The rustic, deep green Cunningham Ramsey tent was built in 1840 by George Cunningham, an ancestor and one of the first settlers of Newton County. Even today, it still doesn’t have air conditioning, although some tents do.
Ed Stetzer, author, pastor and executive director of LifeWay Research, said it’s unusual that such camp meetings are still going strong more than a century after their founding.
“At one time, almost every denomination in the revivalist tradition had camp meetings where thousands of people would attend,” he said. “Many of the services were held in places with sawdust floors. When people said you walked the sawdust trail, it means you left your chair and walked forward to make a procession of faith.” Later, though, people began to drift away from long camp meetings. “The camp meeting movement mostly came and went when things like electricity, radio and television came along. Rather than camp meetings, I can get weeks’ works of teachings on my iPod. Technology changed everything.”
Salem, though, is not the only camp meeting still running strong in Georgia.
This is the 176th year for the camp meeting at the Holbrook Campground, which runs July 11-20 in Alpharetta. The Baptist minister will be the Rev. John Lay from North Lanier Baptist in Cumming, and the Methodist preacher is the Rev. Jim McRae from Canton First United Methodist Church in Canton. The campground has more than 70 tents — or cottages — and as many as 500 people attend nightly services.

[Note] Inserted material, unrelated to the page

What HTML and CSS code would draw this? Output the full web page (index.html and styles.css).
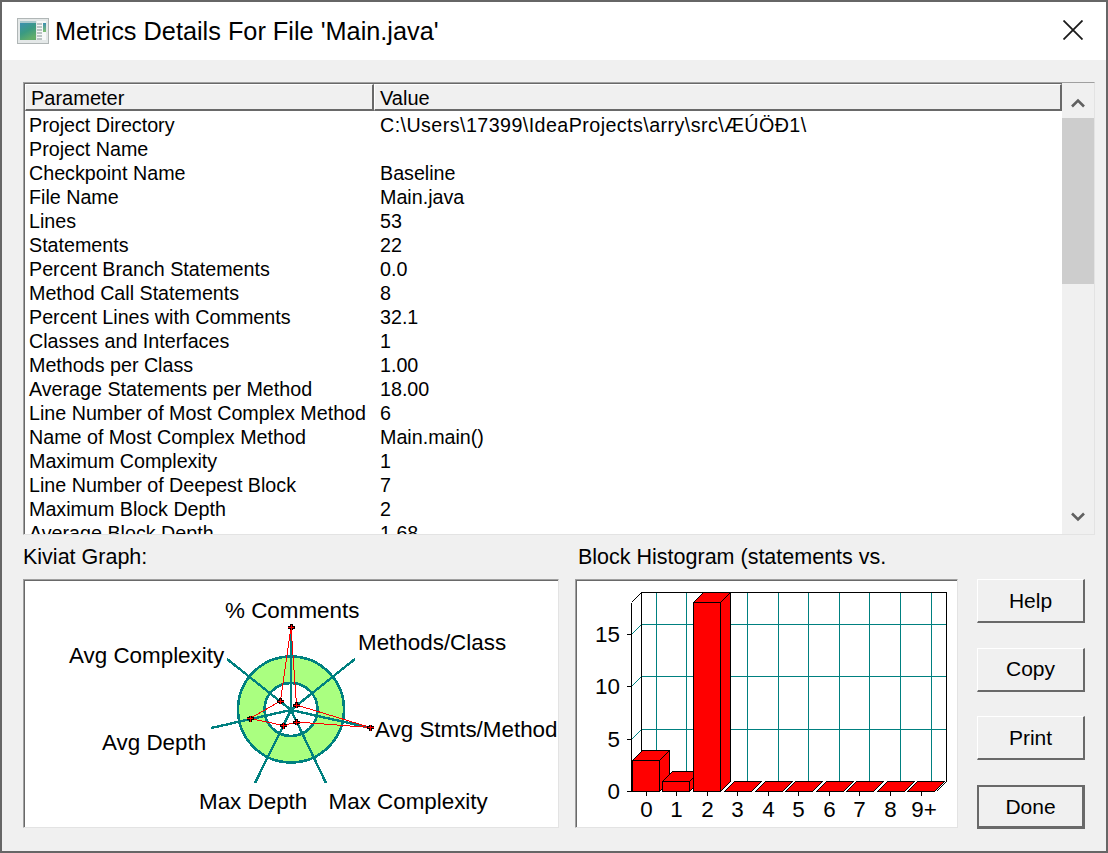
FILE: index.html
```html
<!DOCTYPE html>
<html lang="en">
<head>
<meta charset="utf-8">
<title>Metrics Details</title>
<link rel="stylesheet" href="styles.css">
</head>
<body>
<div class="window">
  <header class="titlebar">
    <svg class="app-icon" width="32" height="26" viewBox="0 0 32 26">
      <defs>
        <linearGradient id="iconGrad" x1="0" y1="0" x2="0.5" y2="1">
          <stop offset="0" stop-color="#3c8fb0"/>
          <stop offset="0.55" stop-color="#3a9a82"/>
          <stop offset="1" stop-color="#62ad6a"/>
        </linearGradient>
        <linearGradient id="iconBar" x1="0" y1="0" x2="0" y2="1">
          <stop offset="0" stop-color="#3c8fb0"/>
          <stop offset="1" stop-color="#7fbf70"/>
        </linearGradient>
      </defs>
      <rect x="0.5" y="0.5" width="31" height="25" fill="#e4e8e8" stroke="#b0b6b6"/>
      <rect x="3" y="3" width="16" height="2" fill="#a8c8cc"/>
      <rect x="3" y="5" width="16" height="17" fill="url(#iconGrad)"/>
      <rect x="20" y="3" width="9" height="19" fill="#f6f8f8"/>
      <path d="M20 6h5M20 9h5M20 12h5M20 15h5M20 18h5M20 21h5" stroke="#a6b2b2" stroke-width="1.3"/>
      <rect x="26" y="5" width="3" height="9" fill="url(#iconBar)"/>
    </svg>
    <h1 class="title">Metrics Details For File 'Main.java'</h1>
    <svg class="close" width="20" height="20" viewBox="0 0 20 20">
      <path d="M0.5 0.5L19.5 19.5M19.5 0.5L0.5 19.5" stroke="#1a1a1a" stroke-width="1.8" fill="none"/>
    </svg>
  </header>
  <main class="content">
    <section class="list">
      <div class="list-main">
        <div class="list-head">
          <div class="hcell hcell-param">Parameter</div>
          <div class="hcell hcell-value">Value</div>
        </div>
        <div class="rows">
          <div class="row"><span class="k">Project Directory</span><span class="v v-path">C:\Users\17399\IdeaProjects\arry\src\ÆÚÖÐ1\</span></div>
          <div class="row"><span class="k">Project Name</span><span class="v"></span></div>
          <div class="row"><span class="k">Checkpoint Name</span><span class="v">Baseline</span></div>
          <div class="row"><span class="k">File Name</span><span class="v">Main.java</span></div>
          <div class="row"><span class="k">Lines</span><span class="v">53</span></div>
          <div class="row"><span class="k">Statements</span><span class="v">22</span></div>
          <div class="row"><span class="k">Percent Branch Statements</span><span class="v">0.0</span></div>
          <div class="row"><span class="k">Method Call Statements</span><span class="v">8</span></div>
          <div class="row"><span class="k">Percent Lines with Comments</span><span class="v">32.1</span></div>
          <div class="row"><span class="k">Classes and Interfaces</span><span class="v">1</span></div>
          <div class="row"><span class="k">Methods per Class</span><span class="v">1.00</span></div>
          <div class="row"><span class="k">Average Statements per Method</span><span class="v">18.00</span></div>
          <div class="row"><span class="k">Line Number of Most Complex Method</span><span class="v">6</span></div>
          <div class="row"><span class="k">Name of Most Complex Method</span><span class="v">Main.main()</span></div>
          <div class="row"><span class="k">Maximum Complexity</span><span class="v">1</span></div>
          <div class="row"><span class="k">Line Number of Deepest Block</span><span class="v">7</span></div>
          <div class="row"><span class="k">Maximum Block Depth</span><span class="v">2</span></div>
          <div class="row"><span class="k">Average Block Depth</span><span class="v">1.68</span></div>
        </div>
      </div>
      <div class="scrollbar">
        <svg class="arrow" width="14" height="10" viewBox="0 0 14 10"><path d="M1 8.5L7 2.5L13 8.5" fill="none" stroke="#606060" stroke-width="2.6"/></svg>
        <div class="thumb"></div>
        <div class="track"></div>
        <svg class="arrow" width="14" height="10" viewBox="0 0 14 10"><path d="M1 1.5L7 7.5L13 1.5" fill="none" stroke="#606060" stroke-width="2.6"/></svg>
      </div>
    </section>
    <section class="lower">
      <div class="chart-col chart-col-kiviat">
        <div class="chart-label">Kiviat Graph:</div>
        <div class="chart-frame">
          <svg class="chart" width="534" height="247" viewBox="24 580 534 247">
            <defs>
              <g id="mk">
                <path d="M-3.5 0H3.5" stroke="#000" stroke-width="3"/>
                <path d="M0 -3V3" stroke="#000" stroke-width="3"/>
                <path d="M-3 0H3M0 -2.5V3" stroke="#f00" stroke-width="1"/>
              </g>
            </defs>
            <circle class="ring" cx="291" cy="709.5" r="53" fill="#aaff80"/>
            <circle class="ring" cx="291" cy="709.5" r="26.5" fill="#fff"/>
            <g class="spokes">
              <path d="M291 710V627"/>
              <path d="M291 710L355 659"/>
              <path d="M291 710L371 728"/>
              <path d="M291 710L326 783"/>
              <path d="M291 710L255 783"/>
              <path d="M291 710L211 728"/>
              <path d="M291 710L227 659"/>
            </g>
            <polygon class="trace" points="291,627 296.5,705 370.5,727.5 296.5,722 283.5,725.5 250,718.5 280.5,701"/>
            <use href="#mk" x="291" y="627"/>
            <use href="#mk" x="296.5" y="705"/>
            <use href="#mk" x="370.5" y="727.5"/>
            <use href="#mk" x="296.5" y="722"/>
            <use href="#mk" x="283.5" y="725.5"/>
            <use href="#mk" x="250" y="718.5"/>
            <use href="#mk" x="280.5" y="701"/>
            <g class="chart-text">
              <text x="225" y="618">% Comments</text>
              <text x="358" y="650">Methods/Class</text>
              <text x="375" y="737">Avg Stmts/Method</text>
              <text x="328.5" y="809">Max Complexity</text>
              <text x="199" y="809">Max Depth</text>
              <text x="102" y="750">Avg Depth</text>
              <text x="69" y="663">Avg Complexity</text>
            </g>
          </svg>
        </div>
      </div>
      <div class="chart-col chart-col-hist">
        <div class="chart-label">Block Histogram (statements vs.</div>
        <div class="chart-frame">
          <svg class="chart" width="381" height="247" viewBox="576 580 381 247">
            <g class="lines" stroke="#008080" stroke-width="1" fill="none">
              <path d="M641.5 624.5H946.5M641.5 676.5H946.5M641.5 729.5H946.5"/>
              <path d="M656.5 592.5V781.5M686.5 592.5V781.5M717.5 592.5V781.5M747.5 592.5V781.5M778.5 592.5V781.5M808.5 592.5V781.5M839.5 592.5V781.5M869.5 592.5V781.5M900.5 592.5V781.5M931.5 592.5V781.5"/>
              <path d="M631.5 634.5L641.5 624.5M631.5 686.5L641.5 676.5M631.5 739.5L641.5 729.5"/>
            </g>
            <g class="lines" stroke="#000" stroke-width="1" fill="none">
              <path d="M631.5 602.5L641.5 592.5H946.5V781.5L936.5 791.5"/>
              <path d="M641.5 592.5V781.5"/>
              <path d="M631.5 602.5V791.5M627 634.5H631.5M627 686.5H631.5M627 739.5H631.5M627 791.5H631.5"/>
              <path d="M646.5 791.5V796M676.5 791.5V796M707.5 791.5V796M737.5 791.5V796M768.5 791.5V796M798.5 791.5V796M829.5 791.5V796M859.5 791.5V796M890.5 791.5V796M921.5 791.5V796"/>
            </g>
            <g class="bars">
              <polygon points="724.5,791.5 734.5,781.5 761.5,781.5 751.5,791.5"/>
              <polygon points="755.5,791.5 765.5,781.5 792.5,781.5 782.5,791.5"/>
              <polygon points="785.5,791.5 795.5,781.5 822.5,781.5 812.5,791.5"/>
              <polygon points="816.5,791.5 826.5,781.5 853.5,781.5 843.5,791.5"/>
              <polygon points="846.5,791.5 856.5,781.5 883.5,781.5 873.5,791.5"/>
              <polygon points="877.5,791.5 887.5,781.5 914.5,781.5 904.5,791.5"/>
              <polygon points="907.5,791.5 917.5,781.5 944.5,781.5 934.5,791.5"/>
              <path d="M632.5 760.5H659.5V791.5H632.5Z"/>
              <path d="M632.5 760.5L642.5 750.5H669.5L659.5 760.5Z"/>
              <path d="M659.5 760.5L669.5 750.5V781.5L659.5 791.5Z"/>
              <path d="M662.5 781.5H689.5V791.5H662.5Z"/>
              <path d="M662.5 781.5L672.5 771.5H699.5L689.5 781.5Z"/>
              <path d="M689.5 781.5L699.5 771.5V781.5L689.5 791.5Z"/>
              <path d="M693.5 602.5H720.5V791.5H693.5Z"/>
              <path d="M693.5 602.5L703.5 592.5H730.5L720.5 602.5Z"/>
              <path d="M720.5 602.5L730.5 592.5V781.5L720.5 791.5Z"/>
            </g>
            <g class="chart-text">
              <text class="end" x="620" y="642">15</text>
              <text class="end" x="620" y="694">10</text>
              <text class="end" x="620" y="747">5</text>
              <text class="end" x="620" y="799">0</text>
              <text class="mid" x="646.5" y="817">0</text>
              <text class="mid" x="676.5" y="817">1</text>
              <text class="mid" x="707.5" y="817">2</text>
              <text class="mid" x="737.5" y="817">3</text>
              <text class="mid" x="768.5" y="817">4</text>
              <text class="mid" x="798.5" y="817">5</text>
              <text class="mid" x="829.5" y="817">6</text>
              <text class="mid" x="859.5" y="817">7</text>
              <text class="mid" x="890.5" y="817">8</text>
              <text class="mid" x="924" y="817">9+</text>
            </g>
          </svg>
        </div>
      </div>
      <div class="actions">
        <button class="btn" type="button">Help</button>
        <button class="btn" type="button">Copy</button>
        <button class="btn" type="button">Print</button>
        <button class="btn btn-default" type="button">Done</button>
      </div>
    </section>
  </main>
</div>
</body>
</html>
```
FILE: styles.css
```css
* { box-sizing: border-box; }
html, body { margin: 0; padding: 0; }
body {
  width: 1108px;
  height: 853px;
  overflow: hidden;
  font-family: "Liberation Sans", Arial, sans-serif;
  color: #000;
}
.window {
  width: 1108px;
  height: 853px;
  border: 2px solid #666;
  background: #f0f0f0;
  display: flex;
  flex-direction: column;
}
.titlebar {
  height: 58px;
  flex: none;
  background: #fff;
  display: flex;
  align-items: center;
  padding: 0 23px 0 15px;
}
.app-icon { flex: none; margin: 0 6px 0 0; }
.title {
  margin: 0;
  font-size: 25.3px;
  font-weight: 400;
  flex: 1;
}
.close { flex: none; margin-bottom: 2px; }
.content {
  flex: 1;
  padding: 22px 11px 0 21px;
  display: flex;
  flex-direction: column;
}
.list {
  height: 453px;
  flex: none;
  display: flex;
  background: #fff;
  border-top: 1px solid #a0a0a0;
  border-left: 1px solid #a0a0a0;
  border-right: 1px solid #e3e3e3;
  border-bottom: 1px solid #e3e3e3;
  box-shadow: inset 1px 1px 0 #696969;
}
.list-main {
  flex: 1;
  min-width: 0;
  overflow: hidden;
  padding: 1px 0 0 1px;
}
.list-head { display: flex; height: 27px; }
.hcell {
  height: 27px;
  background: #f0f0f0;
  border-top: 1px solid #fff;
  border-left: 1px solid #fff;
  border-right: 2px solid #696969;
  border-bottom: 2px solid #696969;
  font-size: 20px;
  line-height: 27px;
  padding-left: 5px;
}
.hcell-param { width: 349px; }
.hcell-value { flex: 1; }
.rows { padding-top: 2px; }
.row {
  display: flex;
  height: 24px;
  line-height: 24px;
  font-size: 19.7px;
  white-space: nowrap;
}
.k { width: 355px; flex: none; padding-left: 4px; }
.v { flex: 1; }
.v-path { letter-spacing: 0.43px; }
.scrollbar {
  width: 32px;
  flex: none;
  background: #f0f0f0;
  display: flex;
  flex-direction: column;
  align-items: center;
  padding-top: 15px;
}
.arrow { flex: none; }
.thumb {
  flex: none;
  width: 100%;
  height: 166px;
  margin-top: 10px;
  background: #cdcdcd;
}
.track { flex: 1; }
.scrollbar .arrow:last-child { margin-bottom: 12px; }
.lower {
  flex: 1;
  display: flex;
  padding-top: 10px;
}
.chart-col { display: flex; flex-direction: column; flex: none; }
.chart-col-kiviat { width: 552px; }
.chart-col-hist { width: 402px; }
.chart-label {
  height: 34px;
  line-height: 24px;
  font-size: 21.5px;
  white-space: nowrap;
}
.chart-col-hist .chart-label { padding-left: 3px; }
.chart-frame {
  background: #fff;
  border-top: 1px solid #a0a0a0;
  border-left: 1px solid #a0a0a0;
  border-right: 1px solid #e3e3e3;
  border-bottom: 1px solid #e3e3e3;
  height: 249px;
  box-shadow: inset 1px 1px 0 #696969;
  overflow: hidden;
}
.chart-col-kiviat .chart-frame { width: 536px; }
.chart-col-hist .chart-frame { width: 383px; }
.chart { display: block; }
.chart-text text { font-family: "Liberation Sans", Arial, sans-serif; font-size: 22.4px; fill: #000; }
.chart-text text.end { text-anchor: end; }
.chart-text text.mid { text-anchor: middle; }
.ring { stroke: #008080; stroke-width: 2.6; shape-rendering: crispEdges; }
.spokes path { stroke: #008080; stroke-width: 2.4; fill: none; shape-rendering: crispEdges; }
.trace { fill: none; stroke: #f00; stroke-width: 1; shape-rendering: crispEdges; }
#mk path { fill: none; shape-rendering: crispEdges; }
.lines path { shape-rendering: crispEdges; }
.bars > * { fill: #f00; stroke: #000; stroke-width: 1; shape-rendering: crispEdges; }
.actions {
  flex: none;
  width: 108px;
  display: flex;
  flex-direction: column;
  gap: 24.67px;
  padding-top: 34px;
}
.btn {
  width: 108px;
  height: 44px;
  flex: none;
  margin: 0;
  padding: 0;
  background: #f0f0f0;
  border-top: 1px solid #fff;
  border-left: 1px solid #fff;
  border-right: 2px solid #696969;
  border-bottom: 2px solid #696969;
  font-family: "Liberation Sans", Arial, sans-serif;
  font-size: 21px;
  color: #000;
}
.btn-default {
  padding: 2px 0 0;
  border: 2px solid #696969;
  border-right-width: 3px;
  border-bottom-width: 3px;
}
```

And just a few weeks ago, the Smyrna Presbyterian Campmeeting, which is older than Salem by a year or two, held its 187th camp meeting in Conyers on the campus of Smyrna Presbyterian Church.
A few minutes before the evening services begin, tenters began to leave their cabins and meander toward the tabernacle in the center of the campground.
A.C. Young Jr., 87, of Conyers, was there for his 86th camp meeting. The retired building contractor missed only one camp meeting — in 1945 — when he was in the U.S. Air Force and couldn’t get home.
“It’s been a family thing,” he said. “I hope I’m getting some Christian education. If I’m physically able, I’ll be there.”